Reputation: 1479
I have an EMR cluster that involves steps to write and delete objects on S3 bucket. I have been trying to create a bucket policy in the S3 bucket that denies deleting access to all principals except for the EMR role and the instance profile. Below is my policy.
{
"Version": "2008-10-17",
"Id": "ExamplePolicyId123458",
"Statement": [
{
"Sid": "ExampleStmtSid12345678",
"Effect": "Deny",
"Principal": "*",
"Action": [
"s3:DeleteBucket",
"s3:DeleteObject*"
],
"Resource": [
"arn:aws:s3:::bucket-name",
"arn:aws:s3:::bucket-name/*"
],
"Condition": {
"StringNotLike": {
"aws:userId": [
"AROAI3FK4OGNWXLHB7IXM:*", #EMR Role Id
"AROAISVF3UYNPH33RYIZ6:*", # Instance Profile Role ID
"AIPAIDBGE7J475ON6BAEU" # Instance Profile ID
]
}
}
}
]
}
As I found somewhere, it is not possible to use wildcard entries to specify every Role session in the "NotPrincipal" section so I have used the condition of aws:userId to match.
Whenever I run the EMR step without the bucket policy, the step completes successfully.

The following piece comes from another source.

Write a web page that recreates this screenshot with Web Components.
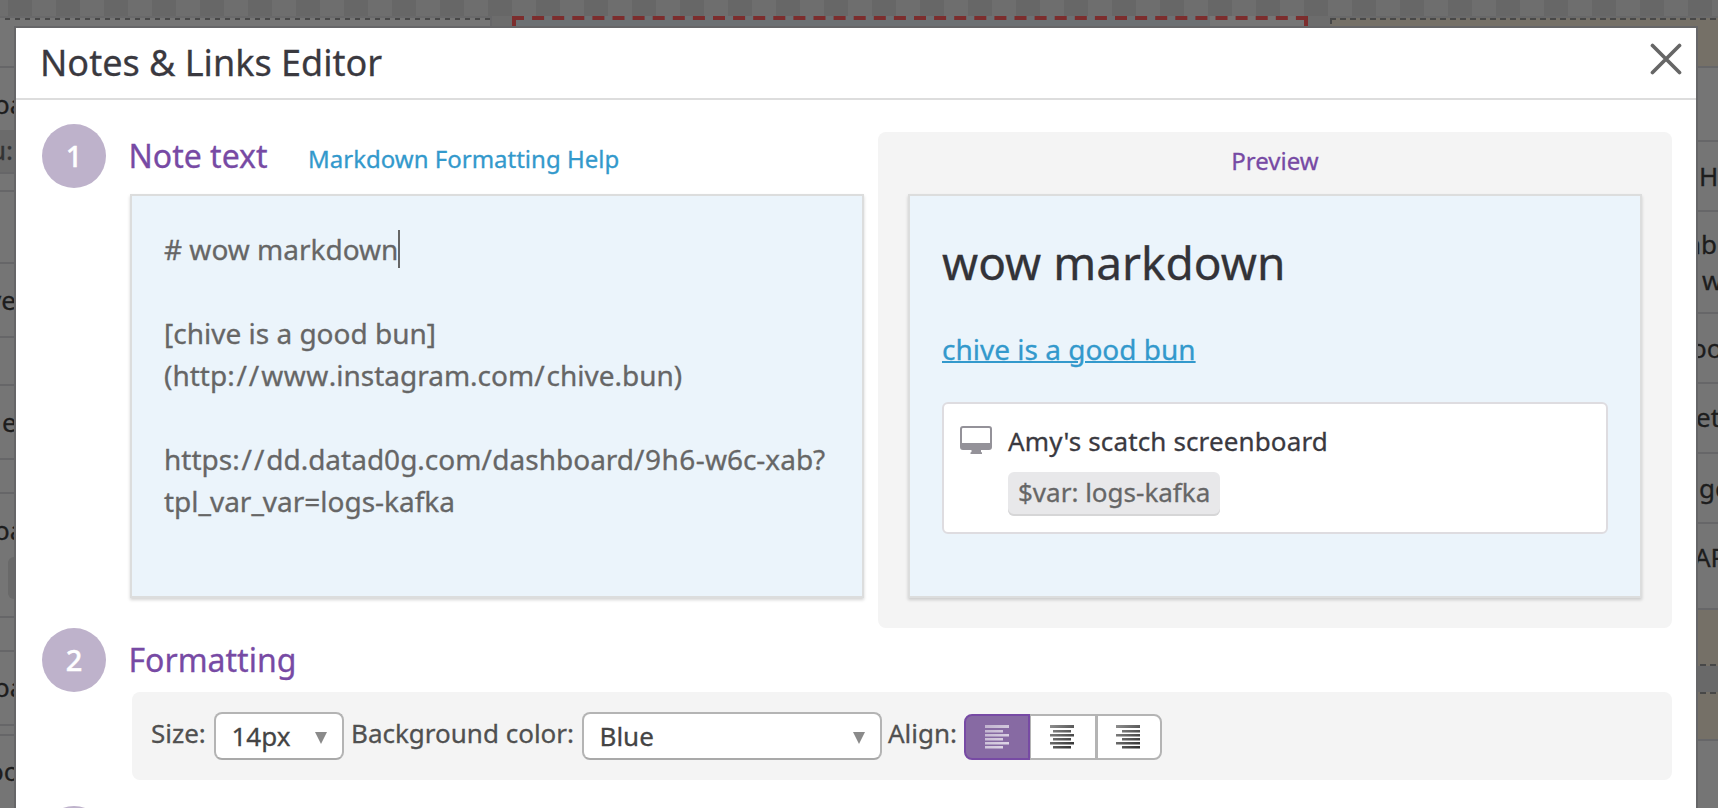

But when I add the policy to bucket and re run, the step fails with following error.
diagnostics: User class threw exception:
org.apache.hadoop.fs.s3a.AWSS3IOException: delete on s3://vr-dump/metadata/test:
com.amazonaws.services.s3.model.MultiObjectDeleteException: One or more objects could not be deleted
(Service: null; Status Code: 200; Error Code: null; Request ID: 9FC4797479021CEE; S3 Extended Request ID: QWit1wER1s70BJb90H/0zLu4yW5oI5M4Je5aK8STjCYkkhZNVWDAyUlS4uHW5uXYIdWo27nHTak=), S3 Extended Request ID: QWit1wER1s70BJb90H/0zLu4yW5oI5M4Je5aK8STjCYkkhZNVWDAyUlS4uHW5uXYIdWo27nHTak=: One or more objects could not be deleted (Service: null; Status Code: 200; Error Code: null; Request ID: 9FC4797479021CEE; S3 Extended Request ID: QWit1wER1s70BJb90H/0zLu4yW5oI5M4Je5aK8STjCYkkhZNVWDAyUlS4uHW5uXYIdWo27nHTak=)

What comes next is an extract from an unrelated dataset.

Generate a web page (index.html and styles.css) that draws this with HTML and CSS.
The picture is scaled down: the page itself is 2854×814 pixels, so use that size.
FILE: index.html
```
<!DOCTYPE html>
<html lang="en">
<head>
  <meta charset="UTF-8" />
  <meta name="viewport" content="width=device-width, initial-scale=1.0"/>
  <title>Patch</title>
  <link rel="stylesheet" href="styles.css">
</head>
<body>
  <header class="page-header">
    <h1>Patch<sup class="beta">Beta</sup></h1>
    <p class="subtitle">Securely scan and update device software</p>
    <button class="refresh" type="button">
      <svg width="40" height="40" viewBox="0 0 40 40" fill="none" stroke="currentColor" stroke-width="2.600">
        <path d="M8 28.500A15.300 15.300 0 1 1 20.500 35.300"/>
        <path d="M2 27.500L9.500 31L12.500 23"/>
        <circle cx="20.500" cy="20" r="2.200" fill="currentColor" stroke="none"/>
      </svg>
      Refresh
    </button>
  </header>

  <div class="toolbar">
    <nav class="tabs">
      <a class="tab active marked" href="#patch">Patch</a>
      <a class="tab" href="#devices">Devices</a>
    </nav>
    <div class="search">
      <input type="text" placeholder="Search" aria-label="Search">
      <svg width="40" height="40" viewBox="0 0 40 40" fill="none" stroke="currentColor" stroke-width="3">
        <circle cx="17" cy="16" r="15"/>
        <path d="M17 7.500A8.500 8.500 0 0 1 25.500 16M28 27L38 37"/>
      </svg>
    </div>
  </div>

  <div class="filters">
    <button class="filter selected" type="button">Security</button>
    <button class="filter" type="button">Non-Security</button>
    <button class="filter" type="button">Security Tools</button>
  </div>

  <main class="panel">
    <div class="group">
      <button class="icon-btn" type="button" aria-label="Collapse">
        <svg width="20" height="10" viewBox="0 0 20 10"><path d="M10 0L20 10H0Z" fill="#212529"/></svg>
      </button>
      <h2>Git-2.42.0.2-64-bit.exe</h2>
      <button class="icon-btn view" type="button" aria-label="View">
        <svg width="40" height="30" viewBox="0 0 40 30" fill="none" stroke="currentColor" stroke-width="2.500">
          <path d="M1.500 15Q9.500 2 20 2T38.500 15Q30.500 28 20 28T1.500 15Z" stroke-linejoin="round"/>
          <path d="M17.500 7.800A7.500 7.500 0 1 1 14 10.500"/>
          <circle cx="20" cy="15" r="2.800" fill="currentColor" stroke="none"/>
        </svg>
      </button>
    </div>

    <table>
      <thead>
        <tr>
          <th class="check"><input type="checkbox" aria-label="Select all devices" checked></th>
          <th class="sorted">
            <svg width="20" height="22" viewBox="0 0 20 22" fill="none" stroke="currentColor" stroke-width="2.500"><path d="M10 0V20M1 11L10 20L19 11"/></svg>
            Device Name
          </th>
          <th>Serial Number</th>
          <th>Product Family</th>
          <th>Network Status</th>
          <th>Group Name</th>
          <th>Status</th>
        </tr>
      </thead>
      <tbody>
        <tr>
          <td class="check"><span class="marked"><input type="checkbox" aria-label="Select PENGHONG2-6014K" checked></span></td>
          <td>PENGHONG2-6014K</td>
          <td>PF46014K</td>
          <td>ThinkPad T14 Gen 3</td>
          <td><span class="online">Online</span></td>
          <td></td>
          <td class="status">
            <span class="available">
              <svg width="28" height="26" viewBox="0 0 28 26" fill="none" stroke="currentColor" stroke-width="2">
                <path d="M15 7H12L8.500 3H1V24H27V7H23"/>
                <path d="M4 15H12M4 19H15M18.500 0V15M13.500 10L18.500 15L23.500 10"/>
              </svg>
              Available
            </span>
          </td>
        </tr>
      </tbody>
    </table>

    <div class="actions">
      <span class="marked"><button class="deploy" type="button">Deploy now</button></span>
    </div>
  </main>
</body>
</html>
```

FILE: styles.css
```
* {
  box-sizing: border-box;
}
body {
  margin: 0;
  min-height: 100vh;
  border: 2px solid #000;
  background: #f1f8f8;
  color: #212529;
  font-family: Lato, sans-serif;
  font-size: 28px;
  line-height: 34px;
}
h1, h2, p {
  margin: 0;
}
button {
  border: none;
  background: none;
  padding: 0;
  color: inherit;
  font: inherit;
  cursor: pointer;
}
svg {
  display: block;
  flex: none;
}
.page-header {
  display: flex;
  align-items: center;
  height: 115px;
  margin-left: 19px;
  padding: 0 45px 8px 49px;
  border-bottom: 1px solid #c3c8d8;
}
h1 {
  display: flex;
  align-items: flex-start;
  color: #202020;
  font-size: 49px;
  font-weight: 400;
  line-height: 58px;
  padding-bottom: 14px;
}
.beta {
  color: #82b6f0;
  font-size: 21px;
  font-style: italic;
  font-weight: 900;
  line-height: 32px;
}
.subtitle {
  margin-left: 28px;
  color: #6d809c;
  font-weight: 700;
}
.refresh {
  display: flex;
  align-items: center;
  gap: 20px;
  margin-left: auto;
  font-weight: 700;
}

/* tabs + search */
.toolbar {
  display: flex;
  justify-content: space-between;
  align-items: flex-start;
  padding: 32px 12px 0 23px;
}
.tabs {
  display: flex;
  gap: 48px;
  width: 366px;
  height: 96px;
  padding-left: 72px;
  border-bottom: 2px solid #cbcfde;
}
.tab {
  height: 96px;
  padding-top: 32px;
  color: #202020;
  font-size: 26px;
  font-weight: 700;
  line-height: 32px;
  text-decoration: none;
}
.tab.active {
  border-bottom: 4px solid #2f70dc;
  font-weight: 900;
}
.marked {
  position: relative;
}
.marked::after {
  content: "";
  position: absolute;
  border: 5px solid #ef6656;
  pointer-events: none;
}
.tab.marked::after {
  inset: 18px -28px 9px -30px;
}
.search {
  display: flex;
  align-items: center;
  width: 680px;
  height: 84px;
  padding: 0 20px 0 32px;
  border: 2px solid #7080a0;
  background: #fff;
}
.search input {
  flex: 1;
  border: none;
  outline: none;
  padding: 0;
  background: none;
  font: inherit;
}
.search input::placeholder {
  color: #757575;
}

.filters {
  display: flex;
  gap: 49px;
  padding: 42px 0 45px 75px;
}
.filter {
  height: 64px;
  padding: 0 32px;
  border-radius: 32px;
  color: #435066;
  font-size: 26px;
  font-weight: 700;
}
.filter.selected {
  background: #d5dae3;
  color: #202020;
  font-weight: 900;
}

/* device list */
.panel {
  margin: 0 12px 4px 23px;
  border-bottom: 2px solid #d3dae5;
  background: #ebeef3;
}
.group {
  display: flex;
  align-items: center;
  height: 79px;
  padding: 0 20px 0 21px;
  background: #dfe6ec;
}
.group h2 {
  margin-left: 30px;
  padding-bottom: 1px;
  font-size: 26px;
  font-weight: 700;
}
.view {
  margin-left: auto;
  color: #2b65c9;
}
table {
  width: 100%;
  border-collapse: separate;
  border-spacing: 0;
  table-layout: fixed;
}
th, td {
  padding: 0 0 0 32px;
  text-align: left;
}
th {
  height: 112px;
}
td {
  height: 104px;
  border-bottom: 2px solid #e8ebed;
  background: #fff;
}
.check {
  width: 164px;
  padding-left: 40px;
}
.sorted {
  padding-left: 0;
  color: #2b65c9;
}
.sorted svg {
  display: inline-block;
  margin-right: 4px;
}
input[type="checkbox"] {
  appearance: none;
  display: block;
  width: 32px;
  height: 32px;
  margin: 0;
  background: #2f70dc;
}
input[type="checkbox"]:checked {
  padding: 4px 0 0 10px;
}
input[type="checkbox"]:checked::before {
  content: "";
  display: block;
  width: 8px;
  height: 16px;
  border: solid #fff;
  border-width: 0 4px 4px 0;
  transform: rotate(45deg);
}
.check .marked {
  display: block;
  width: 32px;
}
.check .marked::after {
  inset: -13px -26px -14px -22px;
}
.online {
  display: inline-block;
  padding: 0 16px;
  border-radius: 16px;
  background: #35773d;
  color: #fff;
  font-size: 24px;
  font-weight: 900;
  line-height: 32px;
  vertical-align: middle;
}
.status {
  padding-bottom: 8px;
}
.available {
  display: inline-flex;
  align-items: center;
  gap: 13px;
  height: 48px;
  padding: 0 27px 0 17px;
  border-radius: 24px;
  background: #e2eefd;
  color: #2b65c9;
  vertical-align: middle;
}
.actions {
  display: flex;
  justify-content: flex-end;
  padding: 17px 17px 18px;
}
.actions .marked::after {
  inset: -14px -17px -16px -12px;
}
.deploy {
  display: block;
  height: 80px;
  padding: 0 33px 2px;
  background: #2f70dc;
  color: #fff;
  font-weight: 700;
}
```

What is the problem here? Is this related to EMR Spark Configuration or the bucket policy?
Upvotes: 0
Views: 1170
Reputation: 1086
Assuming these role ids are correct (they start in AROA so they have a valid format) I believe you also need the aws account number on the policy. For example:
{
"Version": "2008-10-17",
"Id": "ExamplePolicyId123458",
"Statement": [
{
"Sid": "ExampleStmtSid12345678",
"Effect": "Deny",
"Principal": "*",
"Action": [
"s3:DeleteBucket",
"s3:DeleteObject*"
],
"Resource": [
"arn:aws:s3:::vr-dump",
"arn:aws:s3:::vr-dump/*"
],
"Condition": {
"StringNotLike": {
"aws:userId": [
"AROAI3FK4OGNWXLHB7IXM:*", #EMR Role Id
"AROAISVF3UYNPH33RYIZ6:*", # Instance Profile Role ID
"AIPAIDBGE7J475ON6BAEU", # Instance Profile ID
"1234567890" # Your AWS Account Number
]
}
}
}
]
}
Upvotes: 1